__DATA EXCERPT__:
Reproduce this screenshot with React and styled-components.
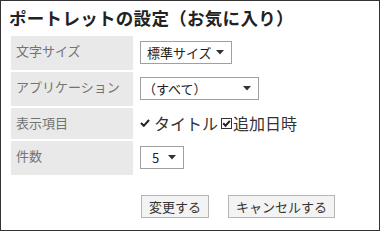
import React from "react";
import styled, { createGlobalStyle } from "styled-components";

const Global = createGlobalStyle`
  html, body { margin: 0; padding: 0; background: #fff; }
  body { font-family: "Noto Sans CJK JP", "Noto Sans", sans-serif; color: #333; }
`;

const Frame = styled.div`
  box-sizing: border-box;
  width: 380px;
  height: 231px;
  border: 1px solid #333;
  padding: 5px 8px 0 8px;
`;

const Title = styled.h1`
  margin: 0;
  font-size: 17.5px;
  line-height: 24px;
  font-weight: 700;
  color: #222;
  letter-spacing: 0.3px;
`;

const Grid = styled.div`
  display: grid;
  grid-template-columns: 122px 1fr;
  gap: 2px;
  margin: 6px 0 0 2px;
`;

const Label = styled.div`
  background: ${(p) => (p.$blank ? "transparent" : "#e9e9e9")};
  color: #737373;
  font-size: 13px;
  line-height: 19px;
  padding: 5px 5px;
`;

const Value = styled.div`
  display: flex;
  align-items: center;
  padding: ${(p) => p.$pad || "5px 5px 6px"};
`;

const Select = styled.div`
  box-sizing: border-box;
  width: ${(p) => p.$w}px;
  height: 23px;
  border: 1px solid #a0a0a0;
  background: #fff;
  display: flex;
  align-items: center;
  justify-content: space-between;
  padding: 0 7px 0 ${(p) => p.$pl}px;
  font-size: 13px;
  color: #222;
`;

const Arrow = styled.svg`
  width: 8px;
  height: 5px;
  flex: none;
`;

const CheckText = styled.span`
  display: inline-flex;
  align-items: center;
  font-size: 16px;
  line-height: 20px;
  color: #333;
  margin-right: ${(p) => p.$mr || 0}px;
`;

const Icon = styled.svg`
  flex: none;
  margin-right: ${(p) => p.$mr || 0}px;
`;

const Buttons = styled.div`
  display: flex;
  gap: 19px;
  margin: 18px 0 0 1px;
`;

const Button = styled.button`
  box-sizing: border-box;
  height: 23px;
  padding: 0 7px;
  border: 1px solid #b5b5b5;
  background: #f3f3f3;
  color: #333;
  font-family: inherit;
  font-size: 13px;
  line-height: 21px;
  cursor: pointer;
`;

const Down = () => (
  <Arrow viewBox="0 0 8 5">
    <path d="M0 0 H8 L4 4.5 Z" fill="#333" />
  </Arrow>
);

export default function App() {
  return (
    <>
      <Global />
      <Frame>
        <Title>ポートレットの設定（お気に入り）</Title>
        <Grid>
          <Label>文字サイズ</Label>
          <Value>
            <Select $w={92} $pl={6}>
              <span>標準サイズ</span>
              <Down />
            </Select>
          </Value>
          <Label>アプリケーション</Label>
          <Value>
            <Select $w={119} $pl={2}>
              <span>（すべて）</span>
              <Down />
            </Select>
          </Value>
          <Label>表示項目</Label>
          <Value>
            <CheckText $mr={3}>
              <Icon width="10" height="8" viewBox="0 0 10 8" $mr={4}>
                <path d="M1 4 L3.8 6.8 L9 1" stroke="#222" strokeWidth="2" fill="none" />
              </Icon>
              タイトル
            </CheckText>
            <CheckText>
              <Icon width="11" height="11" viewBox="0 0 11 11" $mr={1}>
                <rect x="0.5" y="0.5" width="10" height="10" fill="#fff" stroke="#333" />
                <path d="M2.2 5.3 L4.6 7.7 L8.8 2.9" stroke="#222" strokeWidth="2" fill="none" />
              </Icon>
              追加日時
            </CheckText>
          </Value>
          <Label>件数</Label>
          <Value>
            <Select $w={44} $pl={11}>
              <span>5</span>
              <Down />
            </Select>
          </Value>
          <Label $blank />
          <Value $pad="0 5px">
            <Buttons>
              <Button>変更する</Button>
              <Button>キャンセルする</Button>
            </Buttons>
          </Value>
        </Grid>
      </Frame>
    </>
  );
}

__AIM OF THE EXERCISE__: Leave out all pictures, then copy the remaining material exactly.

__THE REPLY__:
Reproduce this screenshot with React and styled-components.
import React from "react";
import styled, { createGlobalStyle } from "styled-components";

const Global = createGlobalStyle`
  html, body { margin: 0; padding: 0; background: #fff; }
  body { font-family: "Noto Sans CJK JP", "Noto Sans", sans-serif; color: #333; }
`;

const Frame = styled.div`
  box-sizing: border-box;
  width: 380px;
  height: 231px;
  border: 1px solid #333;
  padding: 5px 8px 0 8px;
`;

const Title = styled.h1`
  margin: 0;
  font-size: 17.5px;
  line-height: 24px;
  font-weight: 700;
  color: #222;
  letter-spacing: 0.3px;
`;

const Grid = styled.div`
  display: grid;
  grid-template-columns: 122px 1fr;
  gap: 2px;
  margin: 6px 0 0 2px;
`;

const Label = styled.div`
  background: ${(p) => (p.$blank ? "transparent" : "#e9e9e9")};
  color: #737373;
  font-size: 13px;
  line-height: 19px;
  padding: 5px 5px;
`;

const Value = styled.div`
  display: flex;
  align-items: center;
  padding: ${(p) => p.$pad || "5px 5px 6px"};
`;

const Select = styled.div`
  box-sizing: border-box;
  width: ${(p) => p.$w}px;
  height: 23px;
  border: 1px solid #a0a0a0;
  background: #fff;
  display: flex;
  align-items: center;
  justify-content: space-between;
  padding: 0 7px 0 ${(p) => p.$pl}px;
  font-size: 13px;
  color: #222;
`;

const Arrow = styled.svg`
  width: 8px;
  height: 5px;
  flex: none;
`;

const CheckText = styled.span`
  display: inline-flex;
  align-items: center;
  font-size: 16px;
  line-height: 20px;
  color: #333;
  margin-right: ${(p) => p.$mr || 0}px;
`;

const Icon = styled.svg`
  flex: none;
  margin-right: ${(p) => p.$mr || 0}px;
`;

const Buttons = styled.div`
  display: flex;
  gap: 19px;
  margin: 18px 0 0 1px;
`;

const Button = styled.button`
  box-sizing: border-box;
  height: 23px;
  padding: 0 7px;
  border: 1px solid #b5b5b5;
  background: #f3f3f3;
  color: #333;
  font-family: inherit;
  font-size: 13px;
  line-height: 21px;
  cursor: pointer;
`;

const Down = () => (
  <Arrow viewBox="0 0 8 5">
    <path d="M0 0 H8 L4 4.5 Z" fill="#333" />
  </Arrow>
);

export default function App() {
  return (
    <>
      <Global />
      <Frame>
        <Title>ポートレットの設定（お気に入り）</Title>
        <Grid>
          <Label>文字サイズ</Label>
          <Value>
            <Select $w={92} $pl={6}>
              <span>標準サイズ</span>
              <Down />
            </Select>
          </Value>
          <Label>アプリケーション</Label>
          <Value>
            <Select $w={119} $pl={2}>
              <span>（すべて）</span>
              <Down />
            </Select>
          </Value>
          <Label>表示項目</Label>
          <Value>
            <CheckText $mr={3}>
              <Icon width="10" height="8" viewBox="0 0 10 8" $mr={4}>
                <path d="M1 4 L3.8 6.8 L9 1" stroke="#222" strokeWidth="2" fill="none" />
              </Icon>
              タイトル
            </CheckText>
            <CheckText>
              <Icon width="11" height="11" viewBox="0 0 11 11" $mr={1}>
                <rect x="0.5" y="0.5" width="10" height="10" fill="#fff" stroke="#333" />
                <path d="M2.2 5.3 L4.6 7.7 L8.8 2.9" stroke="#222" strokeWidth="2" fill="none" />
              </Icon>
              追加日時
            </CheckText>
          </Value>
          <Label>件数</Label>
          <Value>
            <Select $w={44} $pl={11}>
              <span>5</span>
              <Down />
            </Select>
          </Value>
          <Label $blank />
          <Value $pad="0 5px">
            <Buttons>
              <Button>変更する</Button>
              <Button>キャンセルする</Button>
            </Buttons>
          </Value>
        </Grid>
      </Frame>
    </>
  );
}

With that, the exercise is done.